Agrium president and chief executive Mike Wilson said fertilizer sales are poised to pick up in the fourth quarter and into 2010 after being hit hard by the recession over the past several months.

However, Wilson said a near-term recovery depends on a much-needed dry spell after wet weather delayed harvesting of several crops across the U.S. Midwest.

"It has been a challenging year for the agriculture industry and this may extend into the fall if weather in the U.S. does not co-operate to allow farmers sufficient time for harvest and to apply crop nutrients," Wilson told investors during a conference call Wednesday.

"The majority of our customers recognize that they have been depleting their soil of nutrients and we believe they are anxious to apply close to normal application rates this fertilizer year."

As of mid-October, Wilson said the harvest for corn and soybean crops was 50 per cent behind normal levels - one of the slowest harvests on record.

He said that could significantly limit the crop nutrient application window and possibly push up demand next spring.

"We do not believe farmers will put crop yields at risk two years in a row, given the cumulative impact this will have," Wilson said.

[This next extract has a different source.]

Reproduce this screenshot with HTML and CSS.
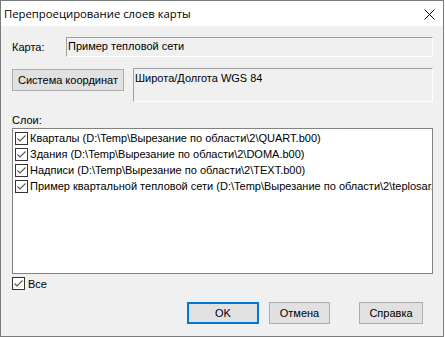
FILE: index.html
```html
<!DOCTYPE html>
<html lang="ru">
<head>
  <meta charset="UTF-8"/>
  <title>Перепроецирование слоев карты</title>
  <link rel="stylesheet" href="styles.css">
</head>
<body>
  <div class="win">
    <div class="titlebar">
      <span class="title">Перепроецирование слоев карты</span>
      <svg class="close" width="11" height="11" viewBox="0 0 11 11"><path d="M0.5 0.5L10.5 10.5M10.5 0.5L0.5 10.5" stroke="#000" stroke-width="1"/></svg>
    </div>
    <div class="content">
      <div class="row-map">
        <span class="lbl">Карта:</span>
        <div class="field">Пример тепловой сети</div>
      </div>
      <div class="row-cs">
        <button class="btn btn-cs">Система координат</button>
        <div class="field field-tall">Широта/Долгота WGS 84</div>
      </div>
      <div class="lbl-layers">Слои:</div>
      <div class="list">
        <div class="item"><span class="cb"><svg width="11" height="11" viewBox="0 0 11 11"><path d="M1.5 5.5L4 8L9.5 2.5" fill="none" stroke="#555" stroke-width="1.1"/></svg></span>Кварталы (D:\Temp\Вырезание по области\2\QUART.b00)</div>
        <div class="item"><span class="cb"><svg width="11" height="11" viewBox="0 0 11 11"><path d="M1.5 5.5L4 8L9.5 2.5" fill="none" stroke="#555" stroke-width="1.1"/></svg></span>Здания (D:\Temp\Вырезание по области\2\DOMA.b00)</div>
        <div class="item"><span class="cb"><svg width="11" height="11" viewBox="0 0 11 11"><path d="M1.5 5.5L4 8L9.5 2.5" fill="none" stroke="#555" stroke-width="1.1"/></svg></span>Надписи (D:\Temp\Вырезание по области\2\TEXT.b00)</div>
        <div class="item"><span class="cb"><svg width="11" height="11" viewBox="0 0 11 11"><path d="M1.5 5.5L4 8L9.5 2.5" fill="none" stroke="#555" stroke-width="1.1"/></svg></span>Пример квартальной тепловой сети (D:\Temp\Вырезание по области\2\teplosar.b00)</div>
      </div>
      <div class="all"><span class="cb"><svg width="11" height="11" viewBox="0 0 11 11"><path d="M1.5 5.5L4 8L9.5 2.5" fill="none" stroke="#555" stroke-width="1.1"/></svg></span>Все</div>
      <div class="buttons">
        <button class="btn btn-ok">OK</button>
        <button class="btn btn-cancel">Отмена</button>
        <button class="btn btn-help">Справка</button>
      </div>
    </div>
  </div>
</body>
</html>
```

FILE: styles.css
```css
body { margin:0; background:#fff; font-family:"Liberation Sans", Arial, sans-serif; font-size:11px; color:#000; }
.win { width:444px; height:337px; box-sizing:border-box; border:1px solid #7a7a7a; background:#f0f0f0; display:flex; flex-direction:column; }
.titlebar { height:25px; background:#fff; display:flex; align-items:center; justify-content:space-between; padding:0 8px 0 3px; flex-shrink:0; }
.title { font-family:"Open Sans", "Liberation Sans", sans-serif; font-size:11.3px; }
.close { margin-top:1px; }
.content { padding:0 10px 0 11px; display:flex; flex-direction:column; }
.row-map { display:flex; align-items:center; margin-top:11px; height:20px; }
.lbl { width:54px; }
.field { flex:1; box-sizing:border-box; height:20px; border:1px solid; border-color:#a0a0a0 #fff #fff #a0a0a0; padding:2px 0 0 1px; }
.row-cs { display:flex; align-items:flex-start; margin-top:11px; gap:9px; }
.field-tall { height:34px; padding-top:3px; }
.btn { font:inherit; color:#000; background:#e1e1e1; border:1px solid #adadad; height:22px; padding:0; box-sizing:border-box; }
.btn-cs { width:112px; margin-top:1px; }
.lbl-layers { margin-top:12px; height:14px; }
.list { box-sizing:border-box; height:146px; background:#fff; border:1px solid #828282; padding:1px 0 0 2px; overflow:hidden; white-space:nowrap; }
.item { height:16px; display:flex; align-items:center; }
.cb { width:13px; height:13px; box-sizing:border-box; border:1px solid #333; background:#fff; display:inline-flex; align-items:center; justify-content:center; margin-right:2px; flex-shrink:0; }
.all { display:flex; align-items:center; margin-top:3px; height:13px; }
.all .cb { margin-right:3px; }
.buttons { display:flex; justify-content:flex-end; margin-top:12px; padding-right:10px; }
.btn-ok { width:72px; border:2px solid #0078d7; }
.btn-cancel { width:61px; margin-left:10px; }
.btn-help { width:64px; margin-left:29px; }
```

Wilson said the company is poised to benefit from what it sees as a "significant" recovery in the fertilizer business in the coming months.

"We are coming out of a tough year in 2009, but we are strong financially," Wilson said. "Hang on and stick with it."

Wilson's comments come after Agrium reported a 92 per cent drop in third-quarter profit earlier Wednesday, which was in line with a warning it issued last month.

It said the reduction is due to a drop in sales of the nutrients it makes: nitrogen, phosphate and potash. Retail results felt the brunt of a slower-than-expected recovery in retail crop nutrient margins.